Aim of the task
Find the lines below that contain the word "React" and count them. Only the number should be given.

>> begin Material

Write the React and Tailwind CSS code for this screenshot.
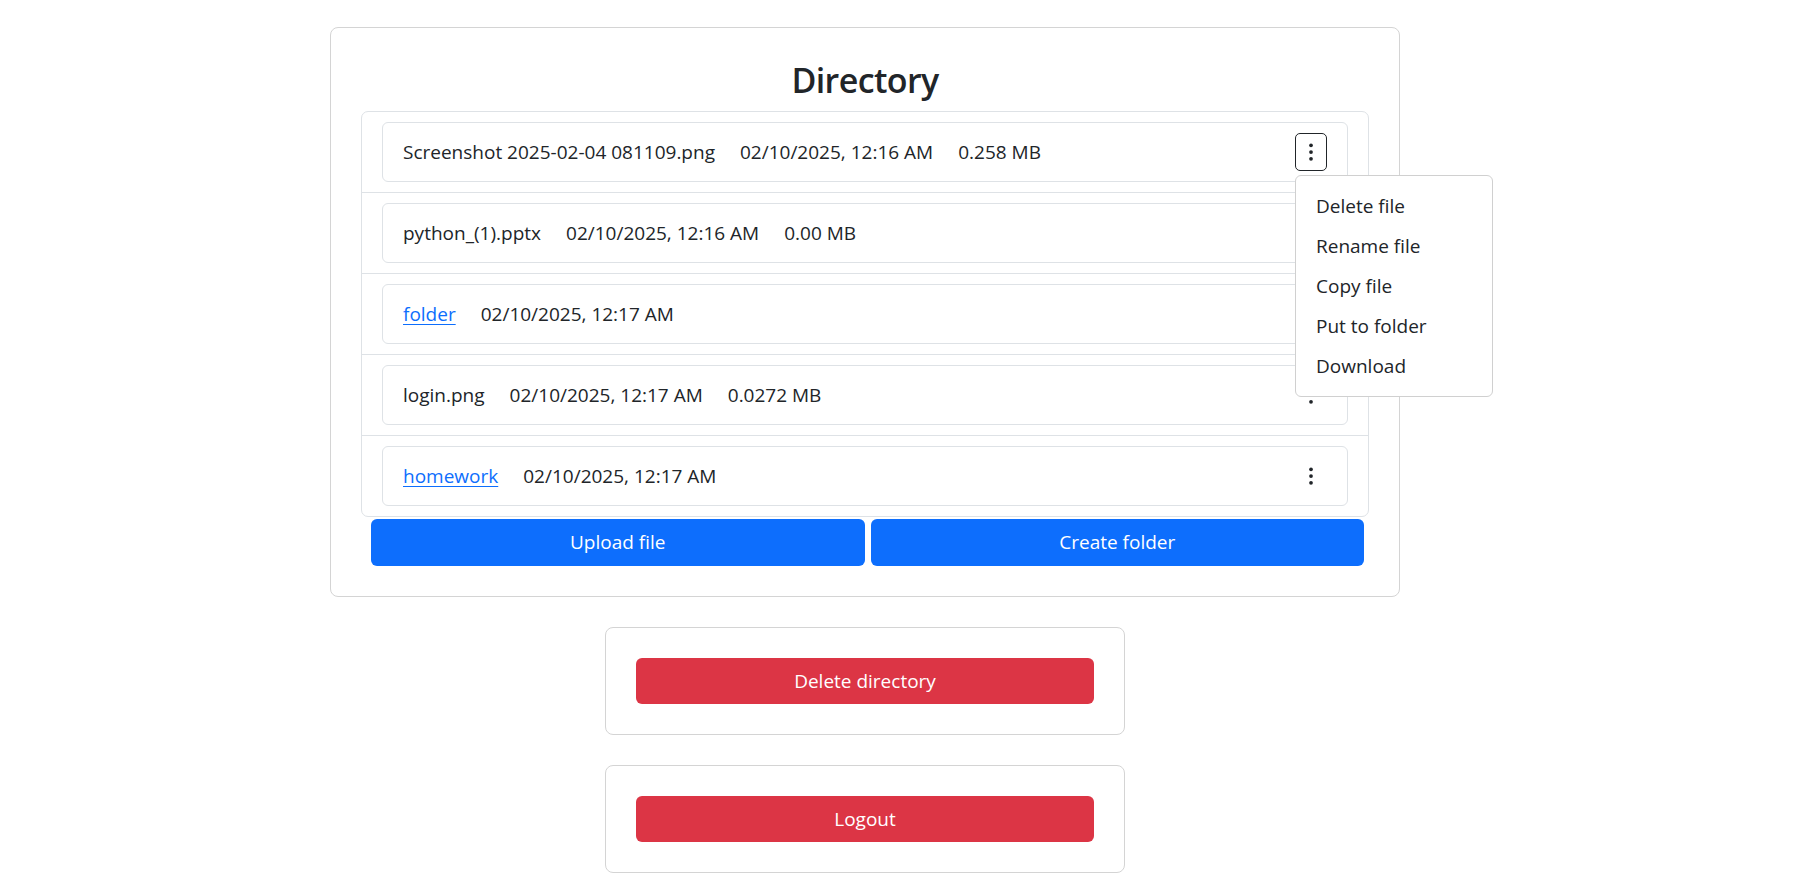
import React from "react";

const FONT = { fontFamily: '"Open Sans", "Noto Sans", sans-serif' };

function Dots() {
  return (
    <svg width="20" height="20" viewBox="0 0 16 16" fill="#212529" aria-hidden="true">
      <circle cx="8" cy="2.6" r="1.5" />
      <circle cx="8" cy="8" r="1.5" />
      <circle cx="8" cy="13.4" r="1.5" />
    </svg>
  );
}

const rows = [
  { name: "Screenshot 2025-02-04 081109.png", date: "02/10/2025, 12:16 AM", size: "0.258 MB", open: true },
  { name: "python_(1).pptx", date: "02/10/2025, 12:16 AM", size: "0.00 MB" },
  { name: "folder", date: "02/10/2025, 12:17 AM", link: true },
  { name: "login.png", date: "02/10/2025, 12:17 AM", size: "0.0272 MB" },
  { name: "homework", date: "02/10/2025, 12:17 AM", link: true },
];

const menu = ["Delete file", "Rename file", "Copy file", "Put to folder", "Download"];

function Row({ r, last }) {
  return (
    <div className={`px-[20px] py-[10px] ${last ? "" : "border-b border-[#dee2e6]"}`}>
      <div className="flex h-[60px] items-center rounded-[6px] border border-[#dee2e6] pl-[20px] pr-[20px]">
        <div className="flex items-center gap-[25px]">
          {r.link ? (
            <a href="#" className="text-[#0d6efd] underline underline-offset-[3px]">{r.name}</a>
          ) : (
            <span>{r.name}</span>
          )}
          <span>{r.date}</span>
          {r.size && <span>{r.size}</span>}
        </div>
        <div className="relative ml-auto">
          <button
            className={`flex h-[38px] w-[32px] items-center justify-center rounded-[5px] border ${
              r.open ? "border-[#212529]" : "border-transparent"
            }`}
          >
            <Dots />
          </button>
          {r.open && (
            <div className="absolute left-0 top-full z-10 mt-[4px] w-[198px] rounded-[6px] border border-[#d0d0d0] bg-white py-[10px]">
              {menu.map((m) => (
                <div key={m} className="flex h-[40px] items-center pl-[20px] text-[#212529]">
                  {m}
                </div>
              ))}
            </div>
          )}
        </div>
      </div>
    </div>
  );
}

export default function App() {
  return (
    <div
      className="flex min-h-[896px] flex-col items-center bg-white pr-[72px] pt-[27px] text-[19px] leading-[1.5] text-[#212529]"
      style={FONT}
    >
      <div className="w-[1070px] rounded-[8px] border border-[#d4d4d4] p-[30px]">
        <h2 className="mb-[9px] text-center text-[34px] font-semibold leading-[44px] tracking-[-0.6px]">Directory</h2>
        <div className="rounded-[7px] border border-[#dee2e6]">
          {rows.map((r, i) => (
            <Row key={r.name} r={r} last={i === rows.length - 1} />
          ))}
        </div>
        <div className="mt-[2px] flex gap-[6px] pl-[10px] pr-[5px]">
          <button className="h-[47px] flex-1 rounded-[6px] bg-[#0d6efd] text-white">Upload file</button>
          <button className="h-[47px] flex-1 rounded-[6px] bg-[#0d6efd] text-white">Create folder</button>
        </div>
      </div>

      <div className="mt-[30px] w-[520px] rounded-[8px] border border-[#d4d4d4] p-[30px]">
        <button className="h-[46px] w-full rounded-[6px] bg-[#dc3545] text-white">Delete directory</button>
      </div>

      <div className="mt-[30px] w-[520px] rounded-[8px] border border-[#d4d4d4] p-[30px]">
        <button className="h-[46px] w-full rounded-[6px] bg-[#dc3545] text-white">Logout</button>
      </div>
    </div>
  );
}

>> end Material

Solution for this problem
2